## start Available data

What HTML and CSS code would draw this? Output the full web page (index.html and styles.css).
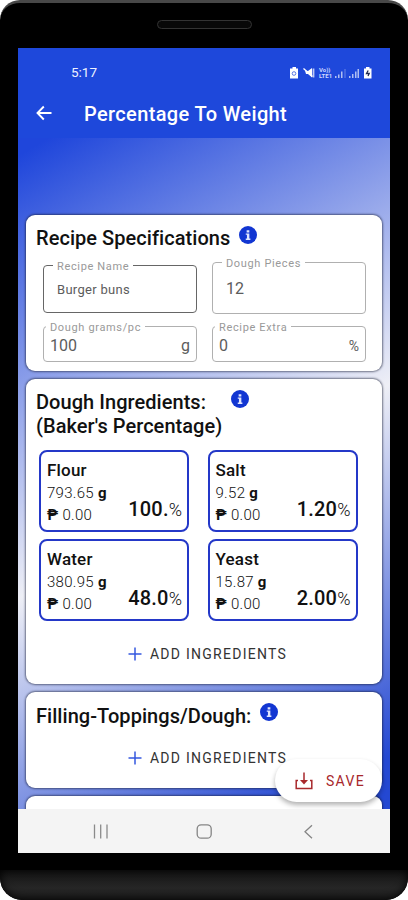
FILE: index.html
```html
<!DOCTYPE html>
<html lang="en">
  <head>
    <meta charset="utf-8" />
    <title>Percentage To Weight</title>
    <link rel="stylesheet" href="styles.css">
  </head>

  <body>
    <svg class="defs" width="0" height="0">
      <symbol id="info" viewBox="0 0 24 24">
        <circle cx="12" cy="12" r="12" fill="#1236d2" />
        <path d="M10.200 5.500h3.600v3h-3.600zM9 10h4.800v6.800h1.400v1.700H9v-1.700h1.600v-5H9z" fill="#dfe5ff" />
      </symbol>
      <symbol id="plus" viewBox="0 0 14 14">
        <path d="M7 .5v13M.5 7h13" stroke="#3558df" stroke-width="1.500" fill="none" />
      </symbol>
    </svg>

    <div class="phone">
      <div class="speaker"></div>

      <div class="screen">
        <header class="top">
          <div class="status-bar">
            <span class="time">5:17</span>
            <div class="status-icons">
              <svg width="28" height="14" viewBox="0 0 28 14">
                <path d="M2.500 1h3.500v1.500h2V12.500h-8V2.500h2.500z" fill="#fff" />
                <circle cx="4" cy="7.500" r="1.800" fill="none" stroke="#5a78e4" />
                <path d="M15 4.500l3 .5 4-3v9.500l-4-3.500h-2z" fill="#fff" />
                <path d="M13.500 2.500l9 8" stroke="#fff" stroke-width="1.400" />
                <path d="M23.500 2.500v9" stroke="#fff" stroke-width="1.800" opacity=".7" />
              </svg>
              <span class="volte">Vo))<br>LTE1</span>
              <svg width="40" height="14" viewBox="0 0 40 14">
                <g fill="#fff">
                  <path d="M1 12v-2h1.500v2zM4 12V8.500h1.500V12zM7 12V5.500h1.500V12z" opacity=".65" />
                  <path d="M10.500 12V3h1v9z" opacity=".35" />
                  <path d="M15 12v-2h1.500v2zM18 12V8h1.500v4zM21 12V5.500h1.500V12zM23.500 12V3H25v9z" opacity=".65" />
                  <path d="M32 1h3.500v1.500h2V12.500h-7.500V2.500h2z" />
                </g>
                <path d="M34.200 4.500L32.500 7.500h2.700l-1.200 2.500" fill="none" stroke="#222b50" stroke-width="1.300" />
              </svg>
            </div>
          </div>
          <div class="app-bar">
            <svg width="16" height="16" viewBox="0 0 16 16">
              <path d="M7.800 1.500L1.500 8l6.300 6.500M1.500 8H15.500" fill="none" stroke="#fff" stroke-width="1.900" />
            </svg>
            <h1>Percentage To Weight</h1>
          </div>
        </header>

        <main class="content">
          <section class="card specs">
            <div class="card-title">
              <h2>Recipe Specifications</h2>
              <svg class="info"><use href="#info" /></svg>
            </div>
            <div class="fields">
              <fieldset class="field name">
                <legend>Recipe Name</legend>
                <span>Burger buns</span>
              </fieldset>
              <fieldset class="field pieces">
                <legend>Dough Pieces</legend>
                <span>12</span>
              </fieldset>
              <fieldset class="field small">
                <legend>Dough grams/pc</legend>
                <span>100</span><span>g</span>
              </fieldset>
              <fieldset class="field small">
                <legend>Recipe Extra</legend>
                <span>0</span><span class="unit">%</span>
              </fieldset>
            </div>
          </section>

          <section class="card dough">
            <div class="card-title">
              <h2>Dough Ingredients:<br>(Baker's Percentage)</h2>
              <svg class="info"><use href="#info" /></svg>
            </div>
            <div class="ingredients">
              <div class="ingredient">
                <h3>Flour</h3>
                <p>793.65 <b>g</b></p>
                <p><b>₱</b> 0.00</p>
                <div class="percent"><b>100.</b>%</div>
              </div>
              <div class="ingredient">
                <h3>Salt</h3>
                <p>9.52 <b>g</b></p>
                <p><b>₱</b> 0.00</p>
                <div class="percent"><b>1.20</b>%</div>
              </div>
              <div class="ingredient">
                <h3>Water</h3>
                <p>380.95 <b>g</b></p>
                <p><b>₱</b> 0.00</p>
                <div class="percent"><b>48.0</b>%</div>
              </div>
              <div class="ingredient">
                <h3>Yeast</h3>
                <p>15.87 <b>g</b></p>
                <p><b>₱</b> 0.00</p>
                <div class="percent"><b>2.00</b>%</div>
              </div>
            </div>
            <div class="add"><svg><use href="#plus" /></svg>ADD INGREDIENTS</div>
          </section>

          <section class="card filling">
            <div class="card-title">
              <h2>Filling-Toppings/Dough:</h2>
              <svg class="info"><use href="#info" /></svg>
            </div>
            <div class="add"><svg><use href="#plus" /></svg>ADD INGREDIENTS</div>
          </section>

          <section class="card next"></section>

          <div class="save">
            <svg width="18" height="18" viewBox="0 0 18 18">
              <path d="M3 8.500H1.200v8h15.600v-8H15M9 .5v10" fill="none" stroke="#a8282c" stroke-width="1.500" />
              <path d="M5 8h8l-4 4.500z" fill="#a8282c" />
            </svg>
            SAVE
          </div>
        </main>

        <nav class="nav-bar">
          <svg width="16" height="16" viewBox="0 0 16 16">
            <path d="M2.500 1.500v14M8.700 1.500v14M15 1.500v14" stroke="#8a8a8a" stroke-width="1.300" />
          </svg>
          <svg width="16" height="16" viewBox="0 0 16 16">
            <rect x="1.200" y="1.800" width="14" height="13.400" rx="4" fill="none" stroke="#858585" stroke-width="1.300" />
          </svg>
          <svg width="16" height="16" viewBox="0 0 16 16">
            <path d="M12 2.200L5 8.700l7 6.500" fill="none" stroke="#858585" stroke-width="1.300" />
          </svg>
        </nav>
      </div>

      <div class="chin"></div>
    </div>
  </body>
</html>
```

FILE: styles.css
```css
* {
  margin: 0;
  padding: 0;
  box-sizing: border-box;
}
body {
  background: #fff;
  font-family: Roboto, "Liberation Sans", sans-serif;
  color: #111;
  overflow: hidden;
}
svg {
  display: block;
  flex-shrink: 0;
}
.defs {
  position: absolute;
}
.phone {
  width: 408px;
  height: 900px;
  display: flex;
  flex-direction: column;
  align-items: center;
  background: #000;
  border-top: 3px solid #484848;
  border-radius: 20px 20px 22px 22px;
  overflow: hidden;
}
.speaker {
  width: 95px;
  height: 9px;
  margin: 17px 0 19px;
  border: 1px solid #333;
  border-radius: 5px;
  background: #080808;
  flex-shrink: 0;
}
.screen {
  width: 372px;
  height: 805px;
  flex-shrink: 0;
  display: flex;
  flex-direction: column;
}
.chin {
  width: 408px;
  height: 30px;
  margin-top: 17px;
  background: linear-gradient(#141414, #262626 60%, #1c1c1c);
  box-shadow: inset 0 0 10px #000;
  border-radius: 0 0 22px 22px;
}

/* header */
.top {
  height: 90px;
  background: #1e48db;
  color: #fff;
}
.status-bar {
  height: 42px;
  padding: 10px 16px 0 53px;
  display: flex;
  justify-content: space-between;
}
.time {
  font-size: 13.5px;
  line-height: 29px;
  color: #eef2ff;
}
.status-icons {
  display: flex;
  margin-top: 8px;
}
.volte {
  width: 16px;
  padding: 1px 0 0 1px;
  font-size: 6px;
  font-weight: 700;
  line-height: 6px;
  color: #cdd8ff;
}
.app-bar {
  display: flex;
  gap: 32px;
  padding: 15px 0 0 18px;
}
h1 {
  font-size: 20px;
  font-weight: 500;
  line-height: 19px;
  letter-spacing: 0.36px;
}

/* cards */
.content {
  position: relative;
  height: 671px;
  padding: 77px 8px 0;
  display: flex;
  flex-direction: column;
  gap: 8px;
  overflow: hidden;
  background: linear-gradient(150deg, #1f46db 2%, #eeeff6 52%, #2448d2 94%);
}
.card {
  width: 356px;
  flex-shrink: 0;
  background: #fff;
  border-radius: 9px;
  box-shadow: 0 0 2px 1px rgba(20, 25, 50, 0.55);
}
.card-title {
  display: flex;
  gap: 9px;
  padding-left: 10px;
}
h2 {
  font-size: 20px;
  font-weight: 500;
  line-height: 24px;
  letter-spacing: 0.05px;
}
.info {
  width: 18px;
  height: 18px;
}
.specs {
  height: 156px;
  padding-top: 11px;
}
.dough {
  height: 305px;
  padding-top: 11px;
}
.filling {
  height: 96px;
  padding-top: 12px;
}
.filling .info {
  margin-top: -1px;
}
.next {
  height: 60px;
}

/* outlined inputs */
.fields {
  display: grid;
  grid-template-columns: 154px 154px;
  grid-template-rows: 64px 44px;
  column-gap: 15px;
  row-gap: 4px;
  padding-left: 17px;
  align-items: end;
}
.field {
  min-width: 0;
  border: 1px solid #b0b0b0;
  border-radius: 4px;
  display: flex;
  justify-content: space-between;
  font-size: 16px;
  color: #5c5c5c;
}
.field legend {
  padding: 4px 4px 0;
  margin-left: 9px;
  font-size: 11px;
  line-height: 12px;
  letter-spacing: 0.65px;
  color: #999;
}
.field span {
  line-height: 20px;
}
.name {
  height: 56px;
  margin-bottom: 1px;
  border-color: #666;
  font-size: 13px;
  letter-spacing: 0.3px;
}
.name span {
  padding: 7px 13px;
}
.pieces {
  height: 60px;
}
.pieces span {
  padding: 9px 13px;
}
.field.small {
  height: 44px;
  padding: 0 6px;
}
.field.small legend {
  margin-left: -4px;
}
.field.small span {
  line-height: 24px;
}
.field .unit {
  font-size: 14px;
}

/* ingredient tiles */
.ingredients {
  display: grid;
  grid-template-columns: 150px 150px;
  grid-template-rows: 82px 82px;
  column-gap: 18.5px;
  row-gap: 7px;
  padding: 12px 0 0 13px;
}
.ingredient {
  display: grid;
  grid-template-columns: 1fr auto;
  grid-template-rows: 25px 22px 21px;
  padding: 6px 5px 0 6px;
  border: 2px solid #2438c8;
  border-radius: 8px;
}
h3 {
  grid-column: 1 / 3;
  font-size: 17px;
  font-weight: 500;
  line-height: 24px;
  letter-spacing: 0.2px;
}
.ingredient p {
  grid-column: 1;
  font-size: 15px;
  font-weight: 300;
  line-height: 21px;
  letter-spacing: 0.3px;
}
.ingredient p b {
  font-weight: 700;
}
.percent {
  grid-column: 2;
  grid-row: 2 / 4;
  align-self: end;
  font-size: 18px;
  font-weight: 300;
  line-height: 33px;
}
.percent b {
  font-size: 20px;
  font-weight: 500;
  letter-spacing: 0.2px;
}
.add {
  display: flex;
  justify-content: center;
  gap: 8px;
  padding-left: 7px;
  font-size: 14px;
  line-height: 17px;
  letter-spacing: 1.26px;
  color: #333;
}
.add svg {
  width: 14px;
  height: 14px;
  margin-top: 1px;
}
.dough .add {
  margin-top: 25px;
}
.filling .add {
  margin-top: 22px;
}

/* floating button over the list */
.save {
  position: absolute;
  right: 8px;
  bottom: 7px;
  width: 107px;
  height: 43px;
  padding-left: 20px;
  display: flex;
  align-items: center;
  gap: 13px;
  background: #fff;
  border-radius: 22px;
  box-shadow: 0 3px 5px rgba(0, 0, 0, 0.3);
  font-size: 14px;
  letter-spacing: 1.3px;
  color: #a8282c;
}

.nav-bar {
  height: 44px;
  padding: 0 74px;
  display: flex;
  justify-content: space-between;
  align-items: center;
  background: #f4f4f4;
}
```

## end Available data

Written request ::
State how many lines above contain the string "index", with no other words.

Expected output ::
2